__Problem__:
Write out the data below in full, unchanged, minus the images.

__Supplied information__:
---

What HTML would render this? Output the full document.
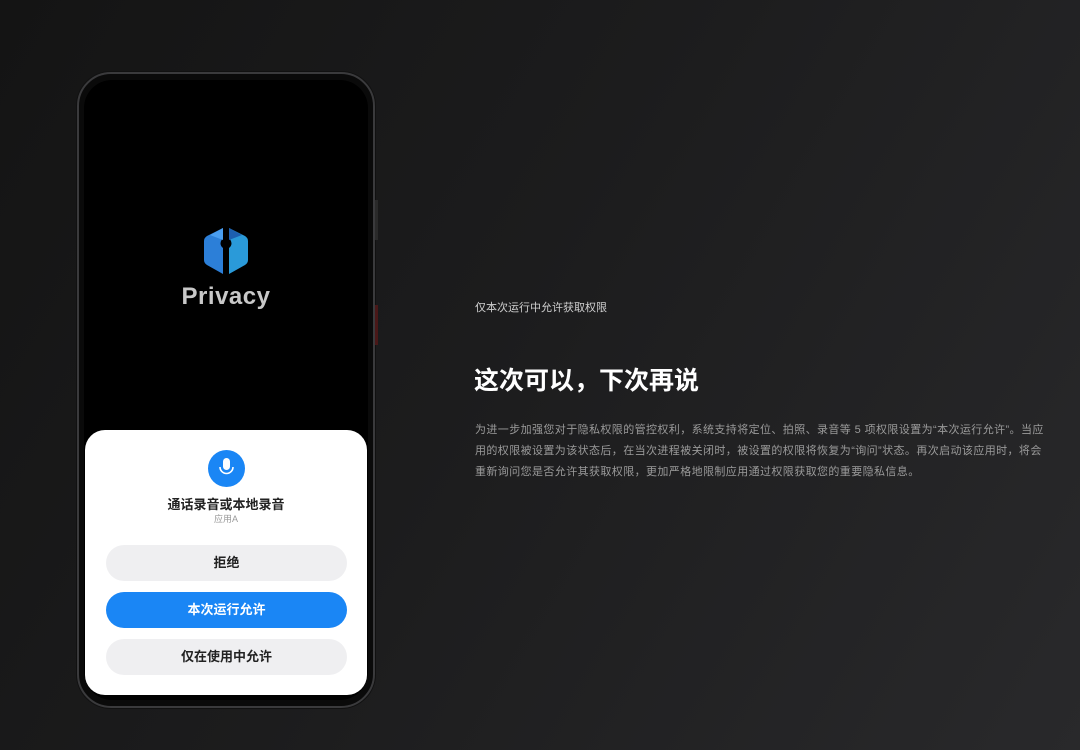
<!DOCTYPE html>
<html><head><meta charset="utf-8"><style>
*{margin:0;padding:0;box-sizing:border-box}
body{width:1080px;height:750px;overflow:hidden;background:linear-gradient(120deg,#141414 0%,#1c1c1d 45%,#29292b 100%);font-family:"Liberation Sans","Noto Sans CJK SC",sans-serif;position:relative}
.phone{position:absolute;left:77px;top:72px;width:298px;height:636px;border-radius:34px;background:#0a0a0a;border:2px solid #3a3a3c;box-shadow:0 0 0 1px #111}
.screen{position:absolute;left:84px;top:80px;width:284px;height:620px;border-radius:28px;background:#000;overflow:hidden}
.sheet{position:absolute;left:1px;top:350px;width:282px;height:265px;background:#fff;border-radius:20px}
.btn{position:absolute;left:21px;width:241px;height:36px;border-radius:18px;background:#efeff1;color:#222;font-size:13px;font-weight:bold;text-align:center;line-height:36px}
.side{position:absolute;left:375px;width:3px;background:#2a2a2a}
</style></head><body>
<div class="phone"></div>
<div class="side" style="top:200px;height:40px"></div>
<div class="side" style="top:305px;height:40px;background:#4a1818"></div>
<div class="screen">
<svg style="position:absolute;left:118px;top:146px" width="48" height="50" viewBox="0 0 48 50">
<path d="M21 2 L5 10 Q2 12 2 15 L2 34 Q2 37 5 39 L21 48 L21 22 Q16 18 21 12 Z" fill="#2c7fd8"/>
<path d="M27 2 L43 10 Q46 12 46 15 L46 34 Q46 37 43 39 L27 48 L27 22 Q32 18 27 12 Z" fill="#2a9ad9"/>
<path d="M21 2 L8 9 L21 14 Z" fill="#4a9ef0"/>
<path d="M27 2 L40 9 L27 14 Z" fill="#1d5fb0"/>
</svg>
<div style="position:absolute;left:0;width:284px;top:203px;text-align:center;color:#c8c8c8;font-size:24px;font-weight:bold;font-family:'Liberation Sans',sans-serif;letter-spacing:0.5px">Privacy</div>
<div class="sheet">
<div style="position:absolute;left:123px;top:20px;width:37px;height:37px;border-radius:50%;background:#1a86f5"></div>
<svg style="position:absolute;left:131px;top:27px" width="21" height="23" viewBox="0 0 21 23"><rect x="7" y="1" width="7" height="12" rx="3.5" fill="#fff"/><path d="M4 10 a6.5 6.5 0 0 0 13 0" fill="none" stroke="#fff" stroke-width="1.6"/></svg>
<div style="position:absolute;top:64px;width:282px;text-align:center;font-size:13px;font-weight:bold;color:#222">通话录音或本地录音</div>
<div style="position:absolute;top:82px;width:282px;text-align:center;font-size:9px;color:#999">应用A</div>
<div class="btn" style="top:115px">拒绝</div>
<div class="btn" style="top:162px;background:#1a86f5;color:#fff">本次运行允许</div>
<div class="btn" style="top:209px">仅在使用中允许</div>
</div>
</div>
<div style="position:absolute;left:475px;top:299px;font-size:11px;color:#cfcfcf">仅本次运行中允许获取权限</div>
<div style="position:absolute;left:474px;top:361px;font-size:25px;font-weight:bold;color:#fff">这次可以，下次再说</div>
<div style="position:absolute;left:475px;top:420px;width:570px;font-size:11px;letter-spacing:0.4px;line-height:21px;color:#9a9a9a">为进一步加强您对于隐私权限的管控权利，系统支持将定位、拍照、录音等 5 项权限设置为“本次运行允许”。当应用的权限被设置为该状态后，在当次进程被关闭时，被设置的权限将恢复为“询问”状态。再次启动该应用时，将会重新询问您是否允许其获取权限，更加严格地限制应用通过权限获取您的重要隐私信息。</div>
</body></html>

---

__Solution__:
What HTML would render this? Output the full document.
<!DOCTYPE html>
<html><head><meta charset="utf-8"><style>
*{margin:0;padding:0;box-sizing:border-box}
body{width:1080px;height:750px;overflow:hidden;background:linear-gradient(120deg,#141414 0%,#1c1c1d 45%,#29292b 100%);font-family:"Liberation Sans","Noto Sans CJK SC",sans-serif;position:relative}
.phone{position:absolute;left:77px;top:72px;width:298px;height:636px;border-radius:34px;background:#0a0a0a;border:2px solid #3a3a3c;box-shadow:0 0 0 1px #111}
.screen{position:absolute;left:84px;top:80px;width:284px;height:620px;border-radius:28px;background:#000;overflow:hidden}
.sheet{position:absolute;left:1px;top:350px;width:282px;height:265px;background:#fff;border-radius:20px}
.btn{position:absolute;left:21px;width:241px;height:36px;border-radius:18px;background:#efeff1;color:#222;font-size:13px;font-weight:bold;text-align:center;line-height:36px}
.side{position:absolute;left:375px;width:3px;background:#2a2a2a}
</style></head><body>
<div class="phone"></div>
<div class="side" style="top:200px;height:40px"></div>
<div class="side" style="top:305px;height:40px;background:#4a1818"></div>
<div class="screen">
<svg style="position:absolute;left:118px;top:146px" width="48" height="50" viewBox="0 0 48 50">
<path d="M21 2 L5 10 Q2 12 2 15 L2 34 Q2 37 5 39 L21 48 L21 22 Q16 18 21 12 Z" fill="#2c7fd8"/>
<path d="M27 2 L43 10 Q46 12 46 15 L46 34 Q46 37 43 39 L27 48 L27 22 Q32 18 27 12 Z" fill="#2a9ad9"/>
<path d="M21 2 L8 9 L21 14 Z" fill="#4a9ef0"/>
<path d="M27 2 L40 9 L27 14 Z" fill="#1d5fb0"/>
</svg>
<div style="position:absolute;left:0;width:284px;top:203px;text-align:center;color:#c8c8c8;font-size:24px;font-weight:bold;font-family:'Liberation Sans',sans-serif;letter-spacing:0.5px">Privacy</div>
<div class="sheet">
<div style="position:absolute;left:123px;top:20px;width:37px;height:37px;border-radius:50%;background:#1a86f5"></div>
<svg style="position:absolute;left:131px;top:27px" width="21" height="23" viewBox="0 0 21 23"><rect x="7" y="1" width="7" height="12" rx="3.5" fill="#fff"/><path d="M4 10 a6.5 6.5 0 0 0 13 0" fill="none" stroke="#fff" stroke-width="1.6"/></svg>
<div style="position:absolute;top:64px;width:282px;text-align:center;font-size:13px;font-weight:bold;color:#222">通话录音或本地录音</div>
<div style="position:absolute;top:82px;width:282px;text-align:center;font-size:9px;color:#999">应用A</div>
<div class="btn" style="top:115px">拒绝</div>
<div class="btn" style="top:162px;background:#1a86f5;color:#fff">本次运行允许</div>
<div class="btn" style="top:209px">仅在使用中允许</div>
</div>
</div>
<div style="position:absolute;left:475px;top:299px;font-size:11px;color:#cfcfcf">仅本次运行中允许获取权限</div>
<div style="position:absolute;left:474px;top:361px;font-size:25px;font-weight:bold;color:#fff">这次可以，下次再说</div>
<div style="position:absolute;left:475px;top:420px;width:570px;font-size:11px;letter-spacing:0.4px;line-height:21px;color:#9a9a9a">为进一步加强您对于隐私权限的管控权利，系统支持将定位、拍照、录音等 5 项权限设置为“本次运行允许”。当应用的权限被设置为该状态后，在当次进程被关闭时，被设置的权限将恢复为“询问”状态。再次启动该应用时，将会重新询问您是否允许其获取权限，更加严格地限制应用通过权限获取您的重要隐私信息。</div>
</body></html>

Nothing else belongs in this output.